Battletoads is one of those game franchises that had so much personality and quality that it should have survived for years. Unfortunately, it's become a relic of semi-obscurity that is just now starting to mount a possible comeback with its inclusion in the Rare Replay, a set of 30 old-school games. Not only does this include the original, tough-as-nails Battletoads, but the brilliant arcade game as well. There's other good stuff mixed in there, such as Conker's Bad Fur Day, Perfect Dark, and the Banjo-Kazooie series.
Battletoads began on the NES in 1991, and being a Turtles knockoff isn't what immediately comes to mind when people are reminded of it. If anything, people talk about how frustratingly hard it is. Believe me, it's a fantastic game. Some of the best designs and ideas in any NES game for sure. It's just so unforgivingly hard. There are plenty of tough games for the old, gray box, but this one is like the Olympics of hard games. It's like playing the last level of Ghosts 'n' Goblins followed by playing a couple minutes of Silver Surfer followed by fighting Mike Tyson.

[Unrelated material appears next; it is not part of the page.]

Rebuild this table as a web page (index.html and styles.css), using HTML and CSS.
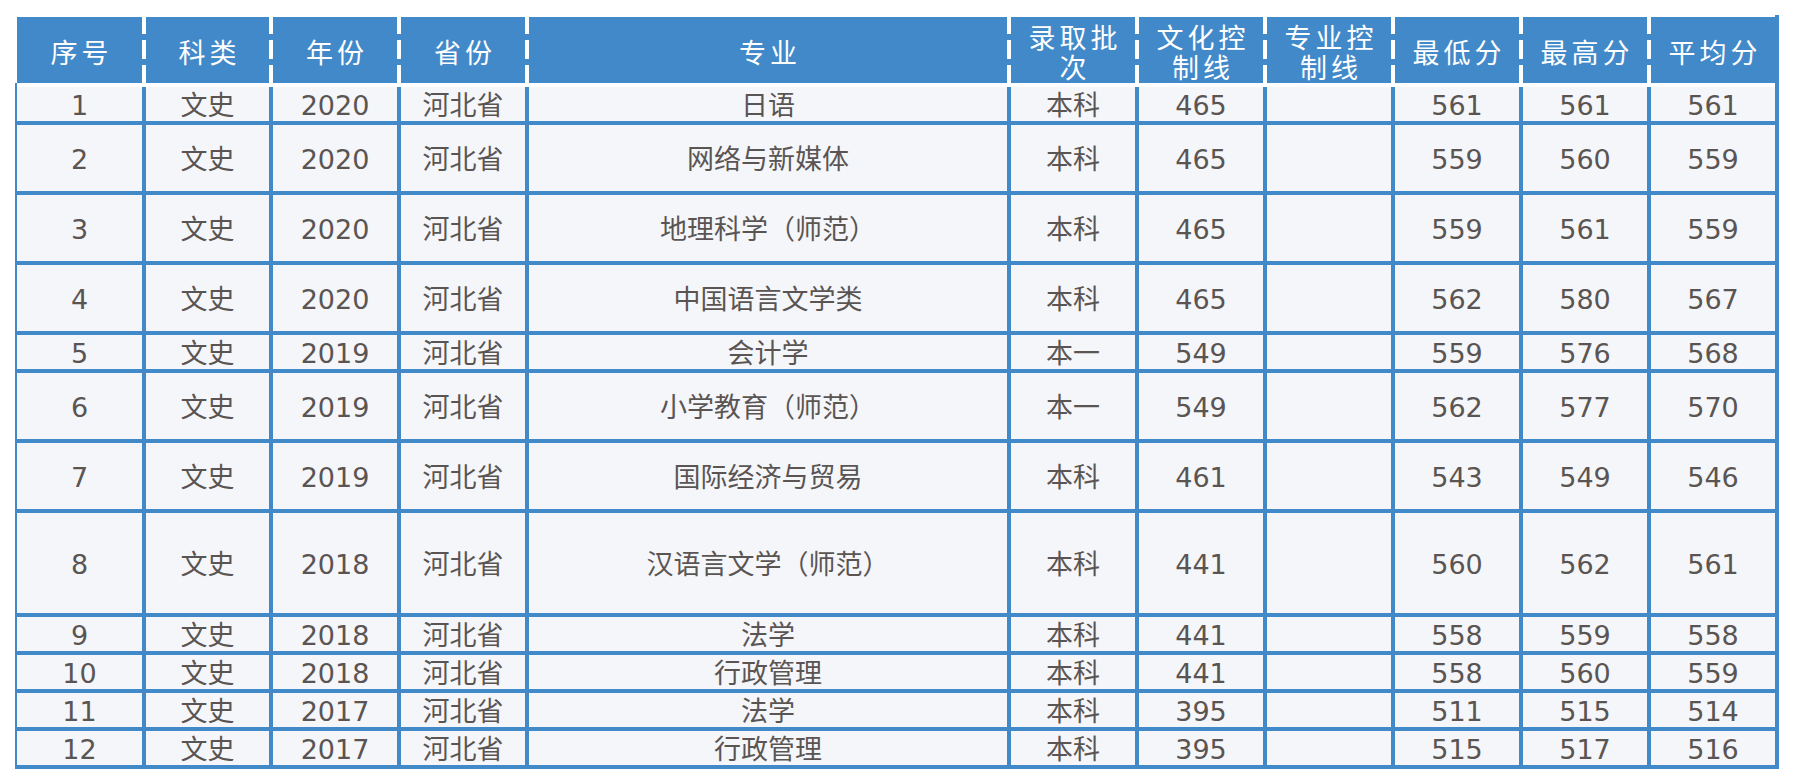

The titular toads are made up of Pimple (the big toad), Rash (the too-cool-for-school toad), and Zitz (the...um ...one who is also a toad). In the intro, Pimple and the generic princess character Angelica are kidnapped by the Dark Queen and her evil minions. That always seemed weird to me. Why give us three toads when one isn't even on the board to begin with? At least the Ninja Turtles games never said, "Mikey, Don, and, Raph aren't playable. Enjoy using Leo and only Leo!" It's something that will come up a few more times in the following installments.
Zits and Rash are off to save the day and begin with a rather enjoyable beat 'em up side scroller level followed immediately by a level where the toads are lowered down a big hole in the ground filled with ravenous birds. So far so good.